Por fim, quando o objeto da cessão são os Direitos de Posse, a situação pode ser ainda mais complexa, pois não se transfere um direito à propriedade, mas sim o exercício fático dos poderes de proprietário. A cessão da posse pode ser entabulada tanto por Escritura Pública quanto por Instrumento Particular e tem base legal no Código Civil (art. 1.206, 1.207 e 1.243). A solução jurídica para consolidar o domínio é, tipicamente, a Ação de Usucapião (mas que, como falamos, também pode ser resolvida em Cartório, sem processo judicial, através da Usucapião Extrajudicial, desde que preenchidos os requisitos legais). O cessionário poderá somar o tempo de posse do cedente ao seu (“accessio possessionis”), desde que a espécie de usucapião autorize, ambas as posses sejam contínuas, pacíficas e com “animus domini”, para comprovar o lapso temporal reclamado por lei para a modalidade de usucapião escolhida para tratar o caso (extraordinária, ordinária, especial urbana, etc.).

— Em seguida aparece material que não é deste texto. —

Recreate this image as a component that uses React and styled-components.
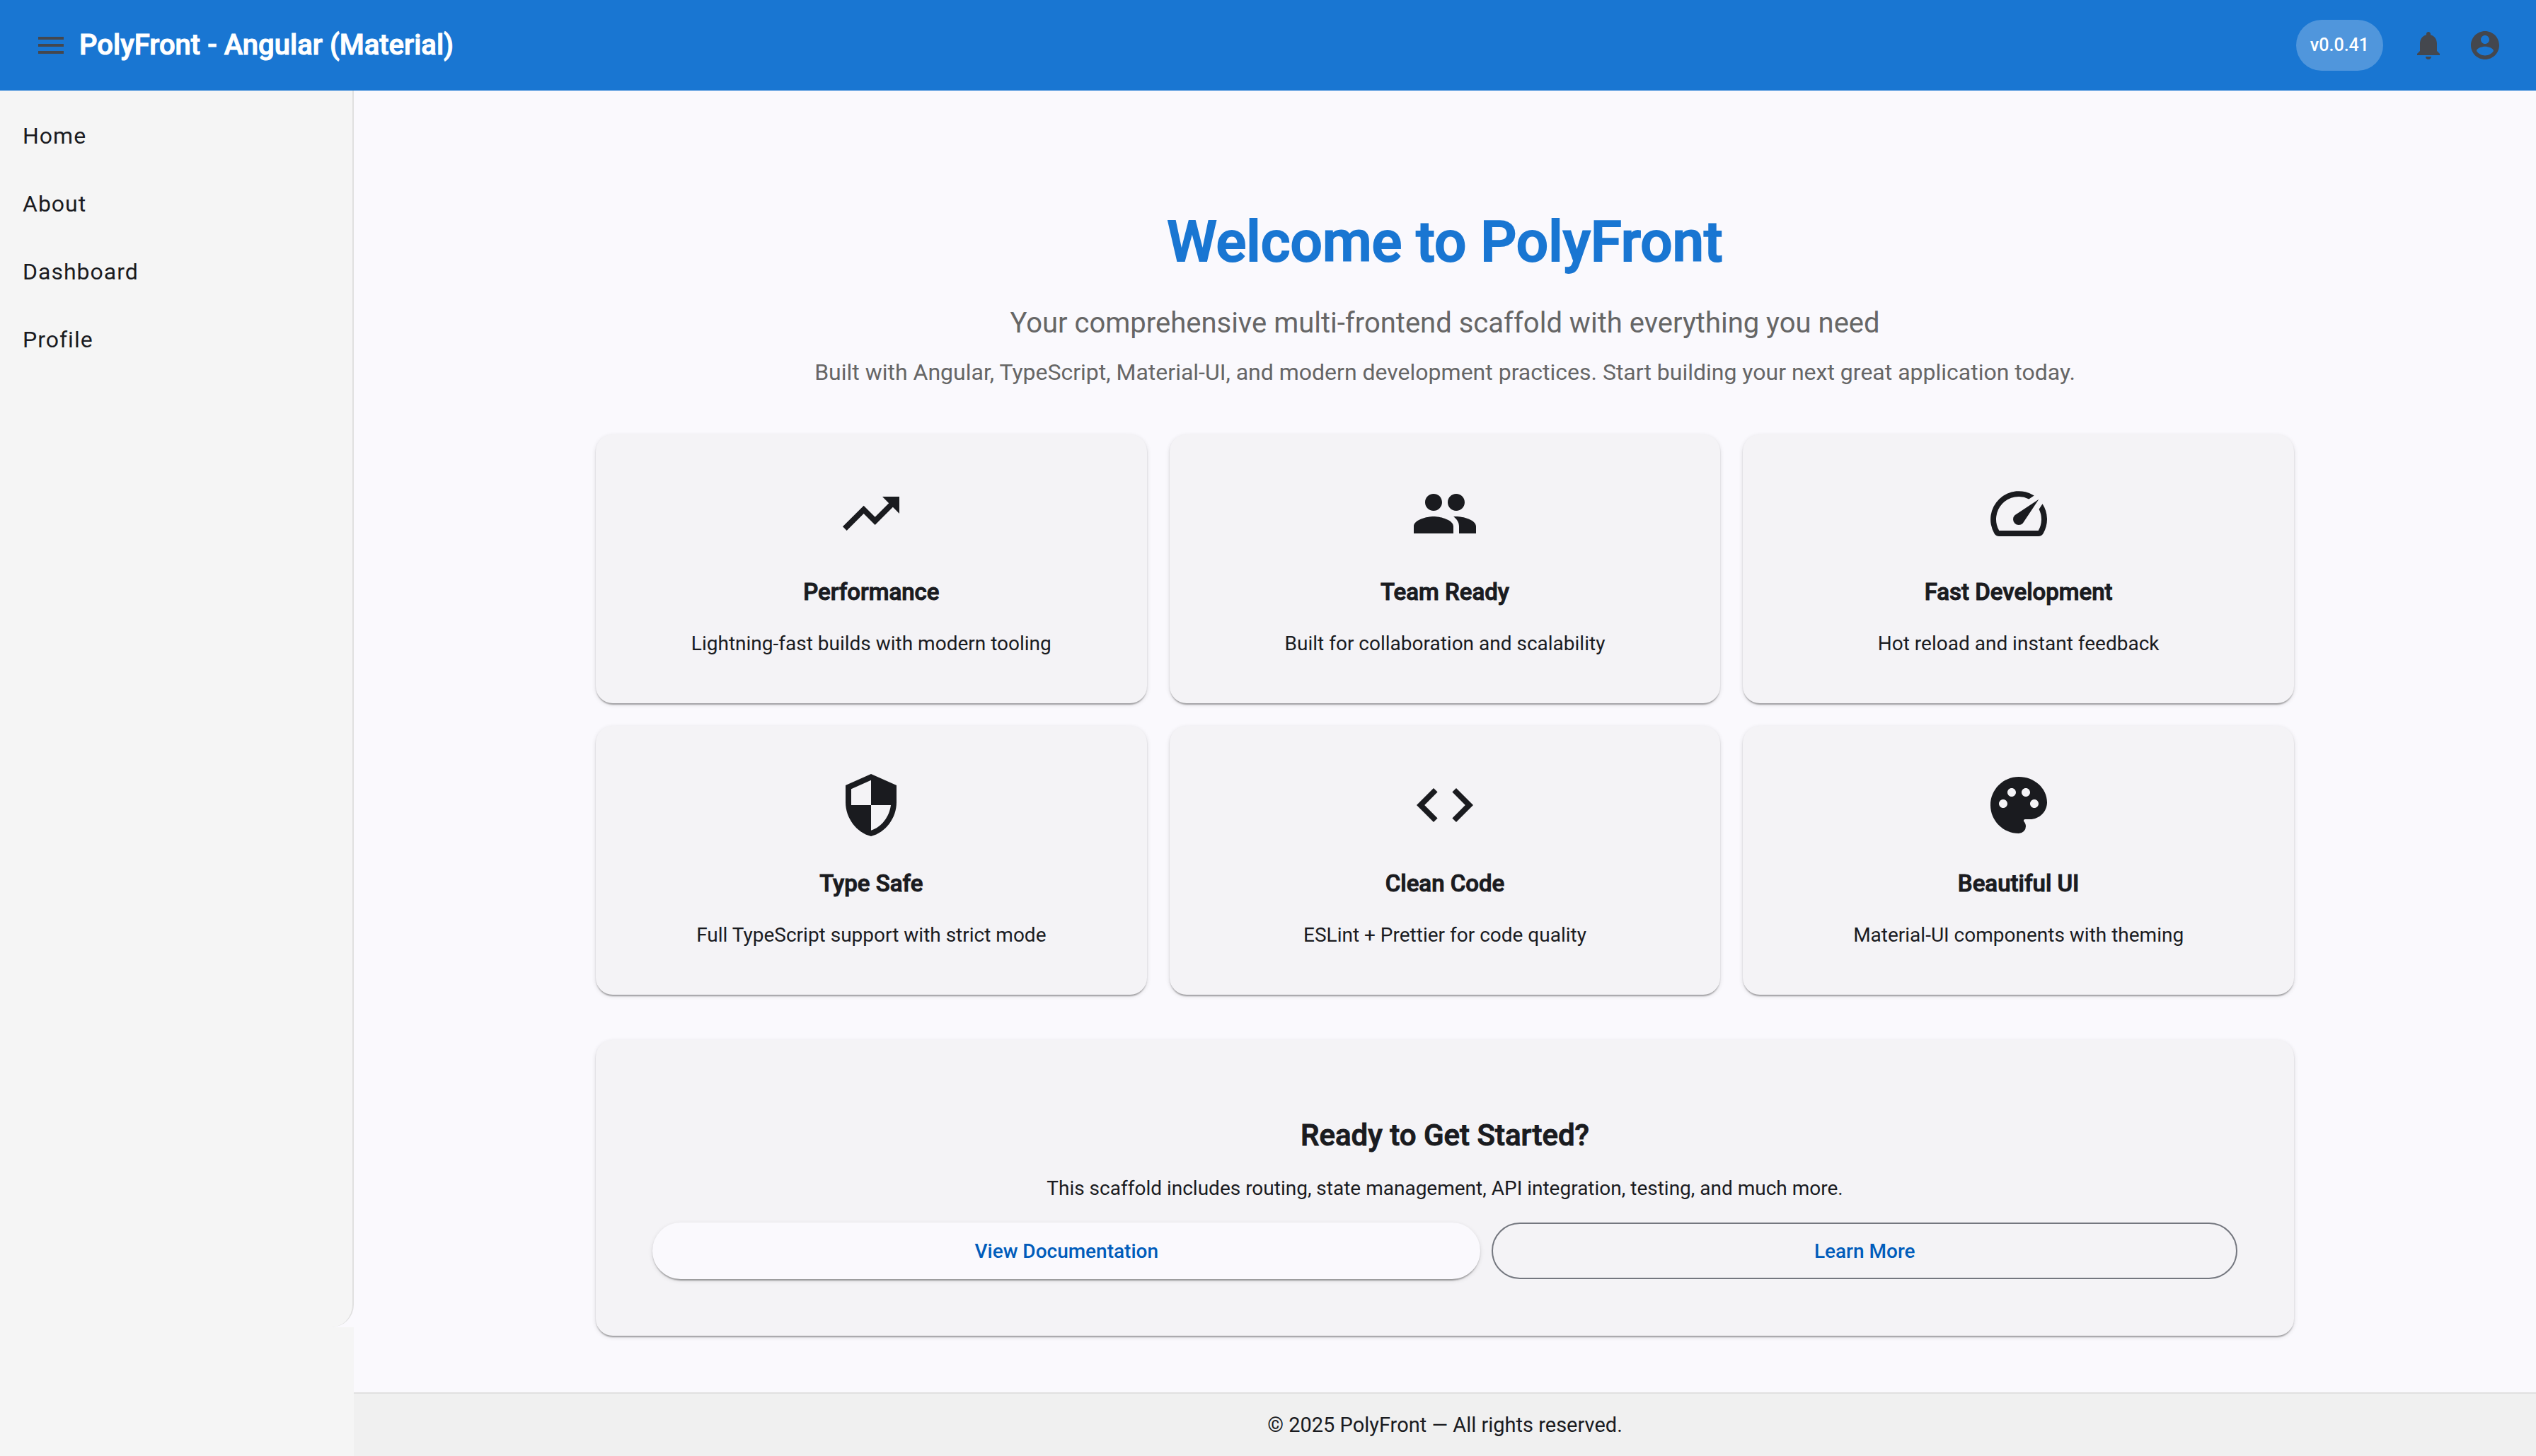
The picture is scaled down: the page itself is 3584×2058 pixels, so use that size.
import React from "react";
import styled, { createGlobalStyle, css } from "styled-components";
import {
  MdMenu,
  MdNotifications,
  MdTrendingUp,
  MdGroup,
  MdSpeed,
  MdSecurity,
  MdCode,
  MdPalette,
} from "react-icons/md";

const color = {
  primary: "#1976d2",
  action: "#005cbb",
  surface: "#faf9fd",
  card: "#f4f3f6",
  side: "#f5f5f5",
  footer: "#f0f0f0",
  line: "#e0e0e0",
  outline: "#74777f",
  ink: "#1a1b1f",
  muted: "#666666",
  icon: "#44474e",
};

const raised = `
  0 4px 2px -2px rgba(0, 0, 0, 0.2),
  0 2px 2px 0 rgba(0, 0, 0, 0.14),
  0 2px 6px 0 rgba(0, 0, 0, 0.12)
`;

/* Headings are the medium cut, thickened by an outline in the text colour. */
const heading = css`
  font-weight: 500;
  -webkit-text-stroke: ${(p) => (p.$display ? "2px" : "1px")} currentColor;
`;

const GlobalStyle = createGlobalStyle`
  *, *::before, *::after { box-sizing: border-box; }
  body {
    margin: 0;
    background: ${color.surface};
    color: ${color.ink};
    font-family: Roboto, "Liberation Sans", sans-serif;
    font-size: 28px;
    line-height: 40px;
  }
  h1, h2, h3, p, ul { margin: 0; padding: 0; }
`;

const Shell = styled.div`
  display: flex;
  flex-direction: column;
  min-height: 100vh;
`;

const Toolbar = styled.header`
  display: flex;
  align-items: center;
  height: 128px;
  padding: 0 32px;
  background: ${color.primary};
  color: #ffffff;
`;

const IconButton = styled.button`
  display: flex;
  align-items: center;
  justify-content: center;
  width: 80px;
  height: 80px;
  padding: 0;
  border: 0;
  border-radius: 50%;
  background: transparent;
  color: ${color.icon};
  font-size: 48px;
  cursor: pointer;
`;

const Brand = styled.span`
  ${heading}
  flex: 1;
  font-size: 40px;
  line-height: 64px;
`;

const Version = styled.span`
  margin-right: 24px;
  padding: 16px 20px;
  border-radius: 36px;
  background: rgba(255, 255, 255, 0.24);
  font-size: 25px;
  font-weight: 500;
`;

const Body = styled.div`
  display: flex;
  flex: 1;
`;

const Sidebar = styled.aside`
  display: flex;
  flex-direction: column;
  flex: 0 0 500px;
  padding-bottom: 182px;
  background: ${color.side};
`;

const DrawerBack = styled.div`
  display: flex;
  flex: 1;
  background: ${color.surface};
`;

const Drawer = styled.nav`
  flex: 1;
  padding: 16px 0;
  border-right: 2px solid ${color.line};
  border-radius: 0 0 32px 0;
  background: ${color.side};
`;

const NavList = styled.ul`
  list-style: none;
`;

const NavLink = styled.a`
  display: flex;
  align-items: center;
  height: 96px;
  padding: 0 32px;
  color: ${color.ink};
  font-size: 32px;
  letter-spacing: 1px;
  text-decoration: none;
`;

const Page = styled.div`
  display: flex;
  flex-direction: column;
  flex: 1;
`;

const Main = styled.main`
  flex: 1;
  width: 100%;
  max-width: 2560px;
  margin: 0 auto;
  padding: 160px 80px 80px;
`;

const Hero = styled.section`
  display: flex;
  flex-direction: column;
  align-items: center;
  margin-bottom: 64px;
  text-align: center;
  color: ${color.muted};
`;

const HeroTitle = styled.h1`
  ${heading}
  margin-bottom: 32px;
  color: ${color.primary};
  font-size: 80px;
  line-height: 108px;
`;

const HeroLead = styled.p`
  margin-bottom: 16px;
  font-size: 40px;
  line-height: 58px;
`;

const HeroText = styled.p`
  font-size: 32px;
  line-height: 48px;
`;

const Features = styled.section`
  display: grid;
  grid-template-columns: repeat(3, 1fr);
  gap: 32px;
  margin-bottom: 64px;
`;

const Card = styled.article`
  display: flex;
  flex-direction: column;
  align-items: center;
  padding: 64px;
  border-radius: 24px;
  background: ${color.card};
  box-shadow: ${raised};
  text-align: center;

  svg {
    width: 96px;
    height: 96px;
    margin-bottom: 40px;
  }
`;

const CardTitle = styled.h3`
  ${heading}
  margin-bottom: 30px;
  font-size: 33px;
  line-height: 46px;
`;

const Callout = styled.section`
  padding: 104px 80px 80px;
  border-radius: 24px;
  background: ${color.card};
  box-shadow: ${raised};
  text-align: center;
`;

const CalloutTitle = styled.h2`
  ${heading}
  margin-bottom: 24px;
  font-size: 42px;
  line-height: 62px;
`;

const Actions = styled.div`
  display: flex;
  gap: 16px;
  margin-top: 28px;
`;

const ActionButton = styled.button`
  flex: 1 1 auto;
  height: 80px;
  padding: 0 46px;
  border: 2px solid ${(p) => (p.$outlined ? color.outline : color.surface)};
  border-radius: 40px;
  background: ${(p) => (p.$outlined ? "transparent" : color.surface)};
  box-shadow: ${(p) => (p.$outlined ? "none" : raised)};
  color: ${color.action};
  font-family: inherit;
  font-size: 28px;
  font-weight: 500;
  cursor: pointer;
`;

const Footer = styled.footer`
  padding: 24px;
  border-top: 2px solid ${color.line};
  background: ${color.footer};
  font-size: 29px;
  text-align: center;
`;

function AccountIcon() {
  return (
    <svg width="1em" height="1em" viewBox="0 0 24 24" fill="currentColor" aria-hidden="true">
      <path d="M12 2C6.48 2 2 6.48 2 12s4.48 10 10 10 10-4.48 10-10S17.52 2 12 2zm0 3c1.66 0 3 1.34 3 3s-1.34 3-3 3-3-1.34-3-3 1.34-3 3-3zm0 14.2c-2.5 0-4.71-1.28-6-3.22.03-1.99 4-3.08 6-3.08 1.99 0 5.97 1.09 6 3.08-1.29 1.94-3.5 3.22-6 3.22z" />
    </svg>
  );
}

const links = ["Home", "About", "Dashboard", "Profile"];

const features = [
  { icon: MdTrendingUp, title: "Performance", text: "Lightning-fast builds with modern tooling" },
  { icon: MdGroup, title: "Team Ready", text: "Built for collaboration and scalability" },
  { icon: MdSpeed, title: "Fast Development", text: "Hot reload and instant feedback" },
  { icon: MdSecurity, title: "Type Safe", text: "Full TypeScript support with strict mode" },
  { icon: MdCode, title: "Clean Code", text: "ESLint + Prettier for code quality" },
  { icon: MdPalette, title: "Beautiful UI", text: "Material-UI components with theming" },
];

export default function App() {
  return (
    <Shell>
      <GlobalStyle />
      <Toolbar>
        <IconButton type="button" aria-label="Toggle menu">
          <MdMenu />
        </IconButton>
        <Brand>PolyFront - Angular (Material)</Brand>
        <Version>v0.0.41</Version>
        <IconButton type="button" aria-label="Notifications">
          <MdNotifications />
        </IconButton>
        <IconButton type="button" aria-label="Account">
          <AccountIcon />
        </IconButton>
      </Toolbar>
      <Body>
        <Sidebar>
          <DrawerBack>
            <Drawer>
              <NavList>
                {links.map((name) => (
                  <li key={name}>
                    <NavLink href={`#${name.toLowerCase()}`}>{name}</NavLink>
                  </li>
                ))}
              </NavList>
            </Drawer>
          </DrawerBack>
        </Sidebar>
        <Page>
          <Main>
            <Hero>
              <HeroTitle $display>Welcome to PolyFront</HeroTitle>
              <HeroLead>Your comprehensive multi-frontend scaffold with everything you need</HeroLead>
              <HeroText>
                Built with Angular, TypeScript, Material-UI, and modern development practices. Start
                building your next great application today.
              </HeroText>
            </Hero>
            <Features>
              {features.map(({ icon: Icon, title, text }) => (
                <Card key={title}>
                  <Icon aria-hidden="true" />
                  <CardTitle>{title}</CardTitle>
                  <p>{text}</p>
                </Card>
              ))}
            </Features>
            <Callout>
              <CalloutTitle>Ready to Get Started?</CalloutTitle>
              <p>
                This scaffold includes routing, state management, API integration, testing, and much
                more.
              </p>
              <Actions>
                <ActionButton type="button">View Documentation</ActionButton>
                <ActionButton type="button" $outlined>
                  Learn More
                </ActionButton>
              </Actions>
            </Callout>
          </Main>
          <Footer>© 2025 PolyFront — All rights reserved.</Footer>
        </Page>
      </Body>
    </Shell>
  );
}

Como se vê, diante da multiplicidade de cenários e da complexidade das normas de direito notarial, registral e civil, a contratação de um Advogado Especialista em Direito Imobiliário é mais do que recomendada: é de suma importância. Este profissional detém a expertise necessária para realizar um diagnóstico preciso da situação do imóvel, identificar a melhor estratégia de regularização – ou a combinação delas – , mitigar riscos e conduzir o processo, seja ele judicial ou extrajudicial, com a segurança jurídica que não se pode arbir mão. Atualmente, o ordenamento jurídico oferece soluções extrajudiciais, como a usucapião, o inventário e a adjudicação compulsória realizadas diretamente em cartório, que se destacam como alternativas mais vantajosas em relação à via judicial tradicional, primando pela celeridade principalmente e pela desjudicialização dos conflitos, desde que haja consenso entre os envolvidos e a documentação esteja em ordem.